Wir brauchen flexible und zielgerichtete Investitionsmöglichkeiten, um unsere Zukunft und unsere Lebensgrundlagen zu sichern. Zur Finanzierung des notwendigen Umbaus zeigen SPD und Grüne mit der Reform der Schuldenbremse und dem Deutschlandfonds konkrete Wege auf, lassen aber noch klare Förderkriterien für Unternehmen vermissen. Die CDU erkennt den hohen Investitionsbedarf in die Infrastruktur. Sie verpasst aber die Chance, auf wirksame Lösungen wie eine grundlegende Reform der Schuldenbremse oder ein Infrastruktur-Sondervermögen zurückzugreifen. Stattdessen gräbt sie eine Wirtschaftspolitik vergangener Jahrzehnte wieder aus und hofft, so das Wirtschaftswachstum anzukurbeln: mit einem großen Paket an Steuerentlastungen, ohne zu sagen, wie das finanziert und wie sozialer Ausgleich gestaltet werden soll.

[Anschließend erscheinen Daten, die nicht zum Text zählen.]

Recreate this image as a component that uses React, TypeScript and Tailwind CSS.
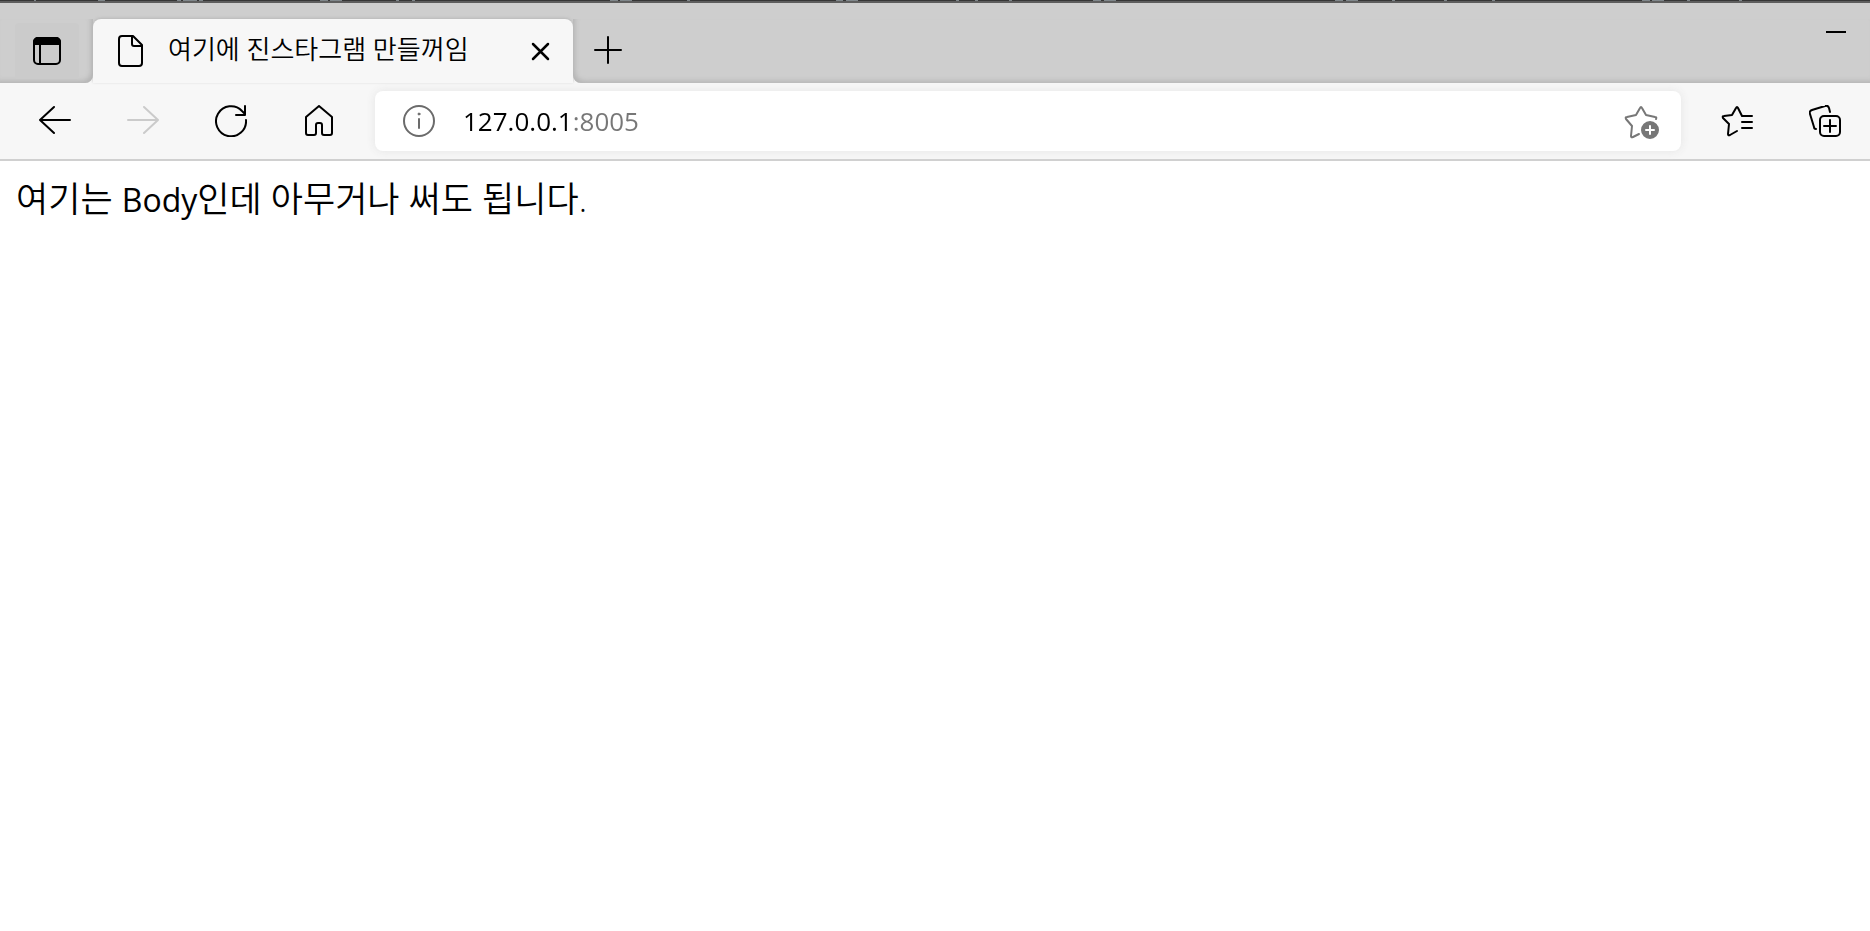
import type { ReactNode } from 'react';

const MARKS = [
  [34, 2], [98, 7], [177, 4], [183, 14], [199, 4], [320, 8], [330, 12], [396, 3], [412, 3],
  [610, 8], [620, 12], [687, 3], [836, 7], [846, 12], [956, 3], [975, 3], [1009, 3],
  [1093, 8], [1104, 12], [1335, 8], [1346, 12], [1392, 3], [1444, 3], [1492, 3],
  [1642, 8], [1652, 12], [1687, 3], [1739, 3],
];

function Icon({ children }: { children: ReactNode }) {
  return (
    <svg className="size-8 shrink-0" viewBox="0 0 32 32" fill="none" stroke="currentColor" strokeWidth={2} strokeLinecap="round" strokeLinejoin="round">
      {children}
    </svg>
  );
}

function ToolButton({ label, disabled, children }: { label: string; disabled?: boolean; children: ReactNode }) {
  return (
    <button aria-label={label} disabled={disabled} className="flex h-15 w-22 shrink-0 items-center justify-center text-black disabled:text-[#cbcbcb]">
      <Icon>{children}</Icon>
    </button>
  );
}

function TabStrip() {
  return (
    <div className="bg-[#f7f7f7]">
      <div className="h-4 bg-[#cecece]"></div>
      <div className="flex h-16">
        {/* Tab actions */}
        <div className="w-[93px] shrink-0 rounded-br-lg bg-[#cecece] pt-1 pl-[15px] shadow-[inset_-3px_-3px_5px_-1px_#b4b4b4]">
          <button aria-label="Tab actions" className="flex h-14 w-16 items-center justify-center rounded-sm bg-[#cbcbcb]">
            <Icon>
              <rect x="3" y="3" width="26" height="26" rx="4" />
              <path d="M3 9V7a4 4 0 0 1 4-4h18a4 4 0 0 1 4 4v2z" fill="currentColor" />
              <path d="M9 9v20" />
            </Icon>
          </button>
        </div>

        {/* Active tab */}
        <div className="w-[480px] shrink-0 bg-[#cecece]">
          <div className="flex h-16 items-center rounded-t-lg bg-[#f7f7f7] pr-[17px] pl-[22px] shadow-[0_-1px_3px_#b8b8b8]">
            <Icon>
              <path d="M8 1h10l9 9v18a3 3 0 0 1-3 3H7a3 3 0 0 1-3-3V4a3 3 0 0 1 3-3z" />
              <path d="M17 1v8a2 2 0 0 0 2 2h8" />
            </Icon>
            <span className="ml-[21px] flex-1 pb-1 text-[26px] leading-9 font-[350] whitespace-nowrap">여기에 진스타그램 만들꺼임</span>
            <button aria-label="Close tab" className="flex size-8 items-center justify-center">
              <Icon>
                <path d="M9 9l15 15M24 9L9 24" strokeWidth={2.5} />
              </Icon>
            </button>
          </div>
        </div>

        <div className="flex flex-1 justify-between rounded-bl-lg bg-[#cecece] pr-3.5 pl-[19px] shadow-[inset_3px_-3px_5px_-1px_#b4b4b4]">
          <button aria-label="New tab" className="flex h-15 items-center">
            <Icon>
              <path d="M3 17h26M16 4v26" />
            </Icon>
          </button>
          <button aria-label="Minimize" className="flex h-6.5 w-10 items-center justify-center">
            <span className="h-0.5 w-5 bg-black"></span>
          </button>
        </div>
      </div>
    </div>
  );
}

function Toolbar() {
  return (
    <div className="flex h-[78px] items-center border-b-2 border-[#d0d0d0] bg-[#f7f7f7] pr-px pl-[11px]">
      <ToolButton label="Back">
        <path d="M31 15H1M15 2L1 15l14 13" />
      </ToolButton>
      <ToolButton label="Forward" disabled>
        <path d="M1 15h30M17 2l14 13-14 13" />
      </ToolButton>
      <ToolButton label="Refresh">
        <path d="M31 15a15 15 0 1 1-4-9l3 3M30 1v9h-9" />
      </ToolButton>
      <ToolButton label="Home">
        <path d="M16 1l13 11v16a2 2 0 0 1-2 2h-6a2 2 0 0 1-2-2v-8a2 2 0 0 0-2-2h-2a2 2 0 0 0-2 2v8a2 2 0 0 1-2 2H5a2 2 0 0 1-2-2V12z" />
      </ToolButton>

      <div className="mx-3 flex h-15 flex-1 items-center rounded-lg bg-white pr-[21px] pl-7 text-[#6b6b6b] shadow-[0_0_10px_#e4e4e4]">
        <Icon>
          <circle cx="16" cy="16" r="15" />
          <path d="M16 14v9" />
          <circle cx="16" cy="9" r="1" fill="currentColor" strokeWidth={1} />
        </Icon>
        <input
          aria-label="Address"
          defaultValue="127.0.0.1:8005"
          className="ml-7 min-w-0 flex-1 bg-[linear-gradient(to_right,#000_108px,#777_108px)] bg-clip-text text-[26px] text-transparent outline-none"
        />
        <button aria-label="Add to favorites" className="flex h-15 items-center text-[#777]">
          <svg className="size-9" viewBox="0 0 36 36" fill="none" stroke="currentColor" strokeWidth={2} strokeLinecap="round" strokeLinejoin="round">
            <path d="M15 31l-6 3q-2 1-2-1l1-10-6-7q-1-2 1-2l9-2 4-7q1-2 2 0l4 7 9 2q2 0 1 2" />
            <circle cx="26" cy="27" r="8" fill="currentColor" />
            <path d="M26 23v8M22 27h8" stroke="#fff" />
          </svg>
        </button>
      </div>

      <ToolButton label="Favorites">
        <path d="M16 26l-7 4q-2 1-2-1l1-10-6-6q-1-2 1-2l8-1 4-7q1-2 2 0l4 8h10M21 17h10M21 23h10" />
      </ToolButton>
      <ToolButton label="Collections">
        <rect x="11" y="11" width="20" height="20" rx="4" />
        <path d="M21 15v12M15 21h12M7 24q-2 0-2-2L1 9q-1-3 2-4l13-4q3-1 4 2l1 4" />
      </ToolButton>
    </div>
  );
}

export default function App() {
  return (
    <div className="min-h-screen bg-white font-['Open_Sans','Noto_Sans_CJK_KR',sans-serif] text-black">
      {/* Edge of the window behind */}
      <svg className="block h-[3px] w-full bg-[#5e5e5e]" shapeRendering="crispEdges">
        <rect width="100%" height="1" fill="#363636" />
        {MARKS.map(([x, width]) => (
          <rect key={x} x={x} width={width} height="1" fill="#7f868a" />
        ))}
      </svg>
      <TabStrip />
      <Toolbar />
      <main className="px-4 pt-3">
        <p className="text-[35px] leading-[52px] font-[350]">
          여기는 <span className="text-[32px] font-normal">Body</span>인데 아무거나 써도 됩니다.
        </p>
      </main>
    </div>
  );
}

Auch beim Naturschutz zeigen sich grundlegende Unterschiede und große Leerstellen: Die Union räumt dem Thema zwar etwas Platz ein, lässt den Naturschutz aber überall dort zurücktreten, wo es zu Konflikten mit Landnutzenden kommen könnte. Statt Kompromisse zu suchen, ordnet die Union konsequent den Naturschutz rein kurzfristigen Wirtschaftsinteressen unter. Die SPD beschränkt sich weitgehend auf unverbindliche Naturschutzprosa, lässt konkrete gesetzliche Maßnahmen vermissen und blendet die internationale Dimension völlig aus. Lediglich die Grünen werden bei der Umsetzung internationaler Verpflichtungen wie der EU-Renaturierungsverordnung und der Montrealer Weltnaturschutzkonvention konkret und nennen auch Maßnahmen zur Bereitstellung der notwendigen Flächen.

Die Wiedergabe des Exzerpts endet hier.